One day, while I was working at Transmeta, the company announced its new President and CEO. A few days later, we found out what his first order of business was: to lay most of us off.
This was just fine with me. Going to work for Transmeta was a mistake. It was much too long a commute and, as should have been obvious from the start but was now crystal-clear, the company wasn’t doing very well. In the scant few months I worked there, they neither used me well nor taught me anything useful. In the end, the main things it did for me were to provide some security and stability while Andrea and I awaited the birth of our first child, and allow me to say that I was Linus Torvalds’ coworker for a while.
Anyway, at a surprise all-hands that morning, they asked us all to go back to our offices and await our turn to be called into a room to find out whether or not we still had our jobs. One by one I watched glum coworkers carrying boxes of their belongings out the door. When my turn came and I got the “bad” news – including that my being laid off was accompanied by a generous severance package – it was all I could do to conceal my glee.
I packed up my things, put them in the trunk of my car, and left. But it was still early in the day, and I was now facing weeks or months of homebound childcare as Andrea and I swapped roles and she became our main breadwinner for a while. I figured I’d better take this one last chance for a little time to myself. So on my way home I pulled off 101 to take in a movie at the Century Cinema 16 in Mountain View. It was K-19: The Widowmaker, of which the best that can be said is that it gave Harrison Ford the chance to replicate the dubious feat that his “movie dad,” Sean Connery, had achieved a decade earlier: portraying a Russian submarine commander, unconvincingly.
Fast-forward six years. I wrap up my (much more rewarding) tenure working at Danger when the company decides to sell itself to Microsoft, and I decline to come along for the ride. Danger wasn’t quite as far a commute as Transmeta had been, but it was still far enough that the same movie theater was only a stone’s throw away. So after I surrendered my security badge on my last day, I returned there for old times’ sake. The movie was better this time too: Cloverfield.

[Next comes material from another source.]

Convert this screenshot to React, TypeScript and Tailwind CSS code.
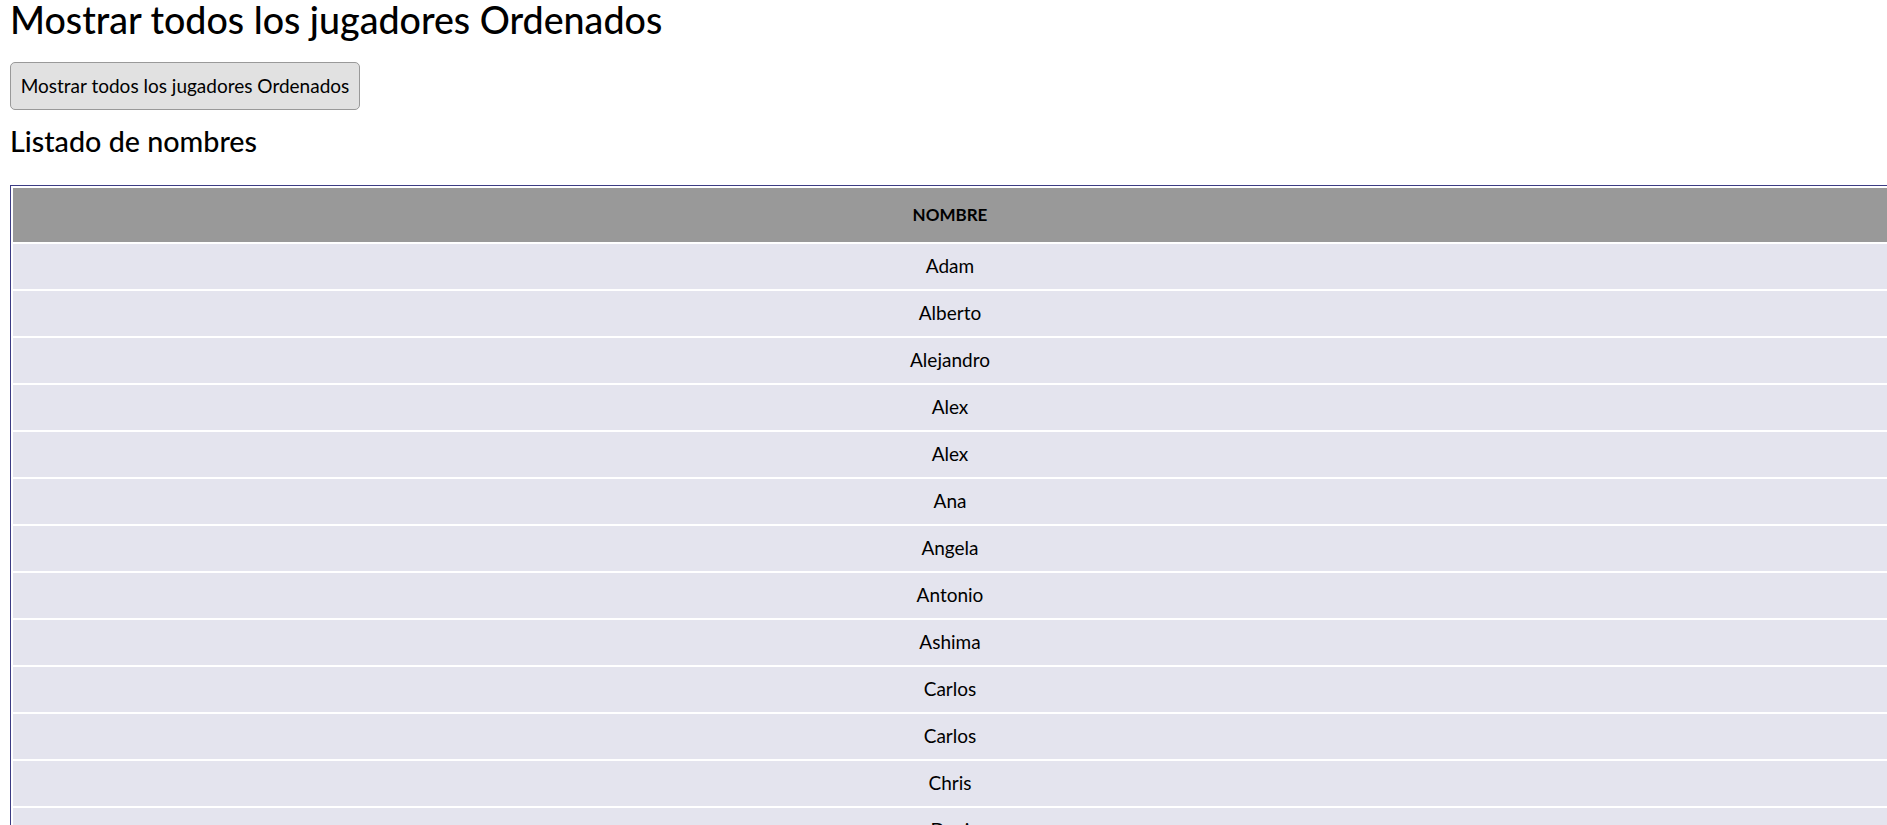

Seven years later, and my time at YouTube draws to a close. YouTube is even closer to home, but my work there does occasionally require me to be at the main Google campus in Mountain View – just a few blocks’ walk (or ride on a multicolored Google bike) from the Century Cinema 16. As I figured it, that movie theater helped launch me from Transmeta into a better gig at Danger, and again from Danger to a still-better gig at YouTube. If I broke this new tradition it would clearly be at my peril. So I arranged to be down at Google HQ in my last week and, before leaving for the last time, stopped at the theater for Amy Schumer’s Trainwreck (which was great).
And the theater did not disappoint: soon after, I began what turned out to be the most-rewarding job of my career to date, becoming a blockchain expert at Chain.
Chain lasted in one form and another until January of this year. (That’s another story, for another time.) And although the geography no longer made sense, I wasn’t about to miss a stop at the theater to mark the final day of Pogo. This time I saw 1917. And I once again credit this with landing me my current job at Coinbase.